The difference here, as you understand, is that those Bernie or bust folks are a very small contingent within the left and they have no presence within Dem party's elected reps, not even Sanders himself. And while they do have a voice in left wing media, it is not significant even there.

On the other hand, that extremism is now a standard feature on the right seen in political representatives, the GOP itself in its modern form, and broadly across right wing media.

When Ornstein and Mann (and many others) talk about asymmetry in the two political parties presently, this is a key element in what they are referencing.
0 Replies
 
georgeob1
 
  -1  
Tue 9 Aug, 2016 12:00 pm
@farmerman,
farmerman wrote:

So the gerrymandered redistricting that was just passed coincidentally when The USSC removed sec 4 nd 5 from the VRA, is ok with you and you dont see any governmentally sdriven racism inherent in the Alabama law. OR, the fact that voter id laws in Az,NC,Texas, and Wisconsin, while written in 2012 but were held for passage until the VRA section 4 and 5 were rescinded which let em get away with it .
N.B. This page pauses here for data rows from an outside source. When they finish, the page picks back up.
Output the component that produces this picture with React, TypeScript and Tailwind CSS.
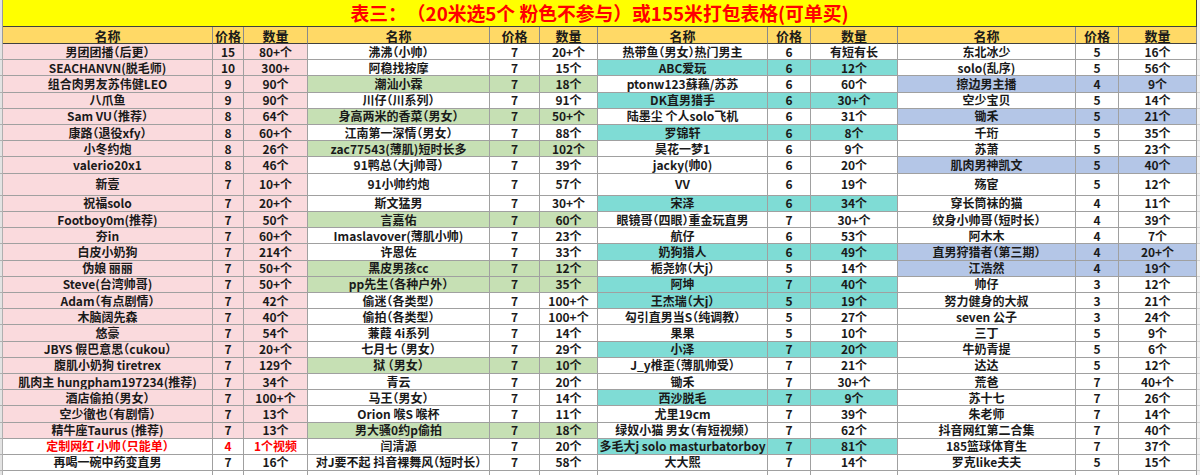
import React from "react";

type R = [string, string, string, string];

const g1: R[] = [
  ["男团团播（后更）", "15", "80+个", "p"],
  ["SEACHANVN(脱毛师)", "10", "300+", "p"],
  ["组合肉男友苏伟健LEO", "9", "90个", "p"],
  ["八爪鱼", "9", "90个", "p"],
  ["Sam VU（推荐）", "8", "64个", "p"],
  ["康路（退役xfy）", "8", "60+个", "p"],
  ["小冬约炮", "8", "26个", "p"],
  ["valerio20x1", "8", "46个", "p"],
  ["新壹", "7", "10+个", "p"],
  ["祝福solo", "7", "20+个", "p"],
  ["Footboy0m(推荐)", "7", "50个", "p"],
  ["夯in", "7", "60+个", "p"],
  ["白皮小奶狗", "7", "214个", "p"],
  ["伪娘 丽丽", "7", "50+个", "p"],
  ["Steve(台湾帅哥)", "7", "50+个", "p"],
  ["Adam（有点剧情）", "7", "42个", "p"],
  ["木脑阔先森", "7", "40个", "p"],
  ["悠豪", "7", "54个", "p"],
  ["JBYS 假巴意思（cukou）", "7", "20+个", "p"],
  ["腹肌小奶狗 tiretrex", "7", "129个", "p"],
  ["肌肉主 hungpham197234(推荐)", "7", "34个", "p"],
  ["酒店偷拍（男女）", "7", "100+个", "p"],
  ["空少徹也（有剧情）", "7", "13个", "p"],
  ["精牛座Taurus (推荐)", "7", "13个", "p"],
  ["定制网红 小帅（只能单）", "4", "1个视频", "r"],
  ["再喝一碗中药变直男", "7", "16个", "w"],
];

const g2: R[] = [
  ["沸沸（小帅）", "7", "20+个", "w"],
  ["阿稳找按摩", "7", "15个", "w"],
  ["潮汕小霖", "7", "18个", "g"],
  ["川仔（川系列）", "7", "91个", "w"],
  ["身高两米的香菜（男女）", "7", "50+个", "g"],
  ["江南第一深情（男女）", "7", "88个", "w"],
  ["zac77543(薄肌)短时长多", "7", "102个", "g"],
  ["91鸭总（大j帅哥）", "7", "39个", "w"],
  ["91小帅约炮", "7", "57个", "w"],
  ["斯文猛男", "7", "30+个", "w"],
  ["言嘉佑", "7", "60个", "g"],
  ["Imaslavover(薄肌小帅)", "7", "23个", "w"],
  ["许恩佐", "7", "33个", "w"],
  ["黑皮男孩cc", "7", "12个", "g"],
  ["pp先生（各种户外）", "7", "35个", "g"],
  ["偷迷（各类型）", "7", "100+个", "w"],
  ["偷拍（各类型）", "7", "100+个", "w"],
  ["蒹葭 4i系列", "7", "14个", "w"],
  ["七月七 （男女）", "7", "29个", "w"],
  ["狱 （男女）", "7", "10个", "g"],
  ["青云", "7", "20个", "w"],
  ["马王（男女）", "7", "14个", "w"],
  ["Orion 喉S 喉杯", "7", "11个", "w"],
  ["男大骚0约p偷拍", "7", "18个", "g"],
  ["闫清源", "7", "20个", "w"],
  ["对J要不起 抖音裸舞风（短时长）", "7", "58个", "w"],
];

const g3: R[] = [
  ["热带鱼（男女）热门男主", "6", "有短有长", "w"],
  ["ABC爱玩", "6", "12个", "t"],
  ["ptonw123蘇蘓/苏苏", "6", "60个", "w"],
  ["DK直男猎手", "6", "30+个", "t"],
  ["陆墨尘 个人solo飞机", "6", "31个", "w"],
  ["罗锦轩", "6", "8个", "t"],
  ["昊花一梦1", "6", "9个", "w"],
  ["jacky(帅0)", "6", "20个", "w"],
  ["VV", "6", "19个", "w"],
  ["宋泽", "6", "34个", "t"],
  ["眼镜哥（四眼）重金玩直男", "7", "30+个", "w"],
  ["航仔", "6", "53个", "w"],
  ["奶狗猎人", "6", "49个", "t"],
  ["栀尧妳（大j）", "5", "14个", "w"],
  ["阿坤", "7", "40个", "t"],
  ["王杰瑞（大j）", "5", "19个", "t"],
  ["勾引直男当S（纯调教）", "5", "27个", "w"],
  ["果果", "5", "10个", "w"],
  ["小泽", "7", "20个", "t"],
  ["J_y椎歪（薄肌帅受）", "7", "21个", "w"],
  ["锄禾", "7", "30+个", "w"],
  ["西沙脱毛", "7", "9个", "t"],
  ["尤里19cm", "7", "39个", "w"],
  ["绿奴小猫 男女（有短视频）", "7", "62个", "w"],
  ["多毛大j solo masturbatorboy", "7", "81个", "t"],
  ["大大熙", "7", "14个", "w"],
];

const g4: R[] = [
  ["东北冰少", "5", "16个", "w"],
  ["solo(乱序)", "5", "56个", "w"],
  ["擦边男主播", "4", "9个", "b"],
  ["空少宝贝", "5", "14个", "w"],
  ["锄禾", "5", "21个", "b"],
  ["千珩", "5", "35个", "w"],
  ["苏萧", "5", "23个", "w"],
  ["肌肉男神凯文", "5", "40个", "b"],
  ["殇宦", "5", "12个", "w"],
  ["穿长筒袜的猫", "4", "11个", "w"],
  ["纹身小帅哥（短时长）", "4", "39个", "w"],
  ["阿木木", "4", "7个", "w"],
  ["直男狩猎者（第三期）", "4", "20+个", "b"],
  ["江浩然", "4", "19个", "b"],
  ["帅仔", "3", "12个", "w"],
  ["努力健身的大叔", "3", "21个", "w"],
  ["seven 公子", "3", "24个", "w"],
  ["三丁", "5", "9个", "w"],
  ["牛奶青提", "5", "6个", "w"],
  ["达达", "5", "12个", "w"],
  ["荒爸", "7", "40+个", "w"],
  ["苏十七", "7", "26个", "w"],
  ["朱老师", "7", "14个", "w"],
  ["抖音网红第二合集", "7", "40个", "w"],
  ["185篮球体育生", "7", "37个", "w"],
  ["罗克like夫夫", "5", "15个", "w"],
];

const BG: Record<string, string> = {
  w: "bg-white",
  r: "bg-white",
  p: "bg-[#fadadd]",
  g: "bg-[#c6e0b4]",
  t: "bg-[#7fdcd5]",
  b: "bg-[#b4c6e7]",
};

function Cell({ text, color, tall }: { text: string; color: string; tall: boolean }) {
  const h = tall ? "h-[22.4px]" : "h-[16.2px]";
  const fg = color === "r" ? "text-[#ff0000]" : "text-[#1a1a1a]";
  return (
    <div
      className={`${BG[color]} ${h} ${fg} border-r border-b border-[#a0a0a0] flex items-center justify-center whitespace-nowrap overflow-hidden text-[12px] font-bold leading-none [font-feature-settings:'halt']`}
    >
      {text}
    </div>
  );
}

function Head({ text }: { text: string }) {
  return (
    <div className="h-[17px] bg-[#ffd966] border-r border-b border-b-[#404040] border-r-[#8a8a8a] flex items-center justify-center text-[13px] font-bold leading-none text-[#1a1a1a]">
      {text}
    </div>
  );
}

export default function App() {
  const groups = [g1, g2, g3, g4];
  return (
    <div className="w-[1200px] h-[475px] overflow-hidden bg-white font-['Noto_Sans_CJK_SC','Noto_Sans',sans-serif]">
      <div className="grid grid-cols-[3px_210px_31px_64px_182px_50px_58px_170px_43px_87px_178px_43px_78px_3px]">
        <div className="h-[27px] bg-[#e3e3e3] border-r border-[#9a9a9a]" />
        <div className="col-span-12 h-[27px] bg-[#ffff00] border-b border-r border-[#404040] flex items-center justify-center text-[18.8px] font-bold leading-none text-[#ff0000] [text-spacing-trim:space-all]">
          表三：（20米选5个 粉色不参与）或155米打包表格(可单买)
        </div>
        <div className="h-[27px] bg-[#f2f2f2]" />

        <div className="h-[17px] bg-[#e3e3e3] border-r border-[#9a9a9a]" />
        {groups.map((_, gi) => (
          <React.Fragment key={gi}>
            <Head text="名称" />
            <Head text="价格" />
            <Head text="数量" />
          </React.Fragment>
        ))}
        <div className="h-[17px] bg-[#f2f2f2]" />

        {g1.map((_, ri) => {
          const tall = ri === 8;
          const sh = tall ? "h-[22.4px]" : "h-[16.2px]";
          return (
            <React.Fragment key={ri}>
              <div className={`${sh} bg-[#e3e3e3] border-r border-b border-[#b0b0b0]`} />
              {groups.map((g, gi) => {
                const row = g[ri];
                return (
                  <React.Fragment key={gi}>
                    <Cell text={row[0]} color={row[3]} tall={tall} />
                    <Cell text={row[1]} color={row[3]} tall={tall} />
                    <Cell text={row[2]} color={row[3]} tall={tall} />
                  </React.Fragment>
                );
              })}
              <div className={`${sh} bg-[#f2f2f2] border-b border-[#d0d0d0]`} />
            </React.Fragment>
          );
        })}

        <div className="h-[16px] bg-[#e3e3e3] border-r border-[#b0b0b0]" />
        {Array.from({ length: 12 }).map((_, i) => (
          <div key={i} className="h-[16px] bg-white border-r border-[#a0a0a0]" />
        ))}
        <div className="h-[16px] bg-[#f2f2f2]" />
      </div>
    </div>
  );
}
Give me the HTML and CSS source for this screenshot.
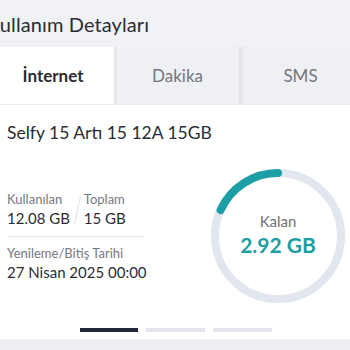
FILE: index.html
```html
<!DOCTYPE html>
<html lang="tr">
<head>
<meta charset="utf-8">
<link rel="stylesheet" href="styles.css">
</head>
<body>
<div class="page">
  <div class="header"><h1 class="title">Kullanım Detayları</h1></div>
  <div class="tabs">
    <div class="tab tab-active">İnternet</div>
    <div class="tab tab-mid">Dakika</div>
    <div class="tab tab-last">SMS</div>
  </div>
  <div class="card">
    <div class="package">Selfy 15 Artı 15 12A 15GB</div>
    <div class="body">
      <div class="info">
        <div class="pair">
          <div class="cell">
            <div class="label">Kullanılan</div>
            <div class="value">12.08 GB</div>
          </div>
          <div class="slash"></div>
          <div class="cell">
            <div class="label">Toplam</div>
            <div class="value">15 GB</div>
          </div>
        </div>
        <div class="divider"></div>
        <div class="cell">
          <div class="label">Yenileme/Bitiş Tarihi</div>
          <div class="value">27 Nisan 2025 00:00</div>
        </div>
      </div>
      <div class="gauge">
        <svg class="ring" width="134" height="134" viewBox="0 0 134 134">
          <circle cx="67" cy="67" r="63" fill="none" stroke="#e2e6ef" stroke-width="8"/>
          <circle cx="67" cy="67" r="63" fill="none" stroke="#1b9ea4" stroke-width="8" stroke-linecap="round" stroke-dasharray="72 400" transform="translate(0 134) scale(1 -1) rotate(90 67 67)"/>
        </svg>
        <div class="gauge-text">
          <div class="kalan">Kalan</div>
          <div class="remain">2.92 GB</div>
        </div>
      </div>
    </div>
    <div class="dots">
      <span class="dot dot-on"></span>
      <span class="dot"></span>
      <span class="dot"></span>
    </div>
  </div>
  <div class="footer"></div>
</div>
</body>
</html>
```

FILE: styles.css
```css
html, body {
  margin: 0;
  padding: 0;
}
body {
  background: #f1f2f6;
  font-family: Lato, "Open Sans", sans-serif;
  color: #2b2d33;
  width: 350px;
  height: 350px;
  overflow: hidden;
}
.page {
  display: flex;
  flex-direction: column;
}
.header {
  height: 47px;
  display: flex;
  align-items: center;
}
.title {
  margin: 0 0 0 -13px;
  font-size: 20px;
  font-weight: 400;
  color: #2b2d33;
  letter-spacing: 0.1px;
}
.tabs {
  display: flex;
  gap: 3px;
  height: 57px;
  margin: 0 -8px;
  background: #e4e6eb;
}
.tab {
  display: flex;
  align-items: center;
  justify-content: center;
  background: #eef0f4;
  font-size: 17px;
  color: #74777f;
}
.tab-active {
  width: 122px;
  background: #ffffff;
  color: #2b2d33;
  font-weight: 700;
}
.tab-mid {
  width: 121px;
  margin-right: 2px;
}
.tab-last {
  flex: 1;
}
.card {
  background: #ffffff;
  height: 235px;
  border-top: 1px solid #e9ebef;
  display: flex;
  flex-direction: column;
  box-sizing: border-box;
}
.package {
  font-size: 17.5px;
  padding: 16px 0 0 7px;
  line-height: 24px;
}
.body {
  display: flex;
  justify-content: space-between;
  padding: 0 5px 0 7px;
  margin-top: 24px;
}
.info {
  width: 138px;
  padding-top: 22px;
  white-space: nowrap;
}
.pair {
  display: flex;
  align-items: center;
  gap: 6px;
}
.slash {
  width: 1px;
  height: 28px;
  background: #dfe2e8;
  transform: rotate(12deg);
  margin: 0 0 0 1px;
}
.label {
  font-size: 13px;
  color: #767981;
  line-height: 17px;
}
.value {
  font-size: 15px;
  line-height: 20px;
  color: #2b2d33;
}
.divider {
  height: 1px;
  background: #e6e8ec;
  margin: 8px 0 8px;
}
.gauge {
  position: relative;
  width: 134px;
  height: 134px;
}
.ring {
  display: block;
}
.gauge-text {
  position: absolute;
  inset: 0;
  display: flex;
  flex-direction: column;
  align-items: center;
  justify-content: center;
  padding-bottom: 3px;
  box-sizing: border-box;
}
.kalan {
  font-size: 15px;
  color: #6f727a;
  line-height: 20px;
}
.remain {
  font-size: 21px;
  font-weight: 700;
  color: #1b9ea4;
  line-height: 27px;
}
.dots {
  display: flex;
  justify-content: center;
  gap: 8px;
  margin-top: auto;
  margin-bottom: 7px;
  padding-left: 2px;
}
.dot {
  width: 59px;
  height: 4px;
  background: #e3e6ee;
}
.dot-on {
  width: 58px;
  background: #23263a;
}
.footer {
  height: 11px;
  background: #eceef2;
}
```
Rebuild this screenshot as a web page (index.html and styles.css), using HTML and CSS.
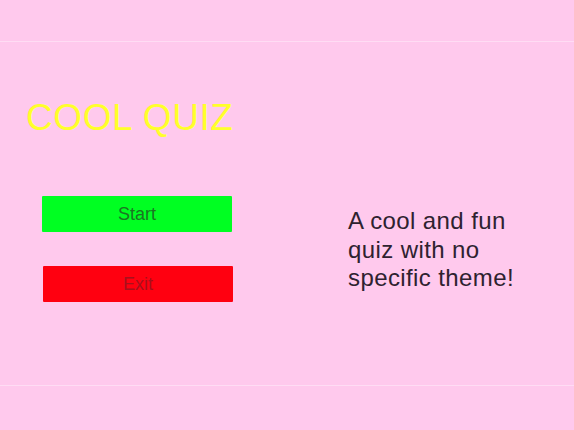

There was a great deal of gerrymandering to achieve exactly the opposite of what you describe here a few decades ago following the enactment of the now rescinded provisions you cite. I don't have any information on the specifics of the redistrivctings you cite and you haven't provided any either - only your opinion. That's OK with me, but don't assume your statements are at all persuasive. The restrictions you cite were peculiar to those states due to past disenfranchisement of Blacks. They were, from the start, a temporary measure to bring about change. the USSC ruled that they were no longer justified and restored the discretion of these states to act as do all the others. Evidently you have a problem with that.

If requiring IDs for all voters to limit duplicate voting and voting by the dead or non citizens (the traditional activities of several prominent Democrat political machines) constitutes discrimination against blacks, then do exactly the same requirements for the TSA at airports and for credit card purchases of $300 or more, or cash withdrawls from banks also constitute discrimination?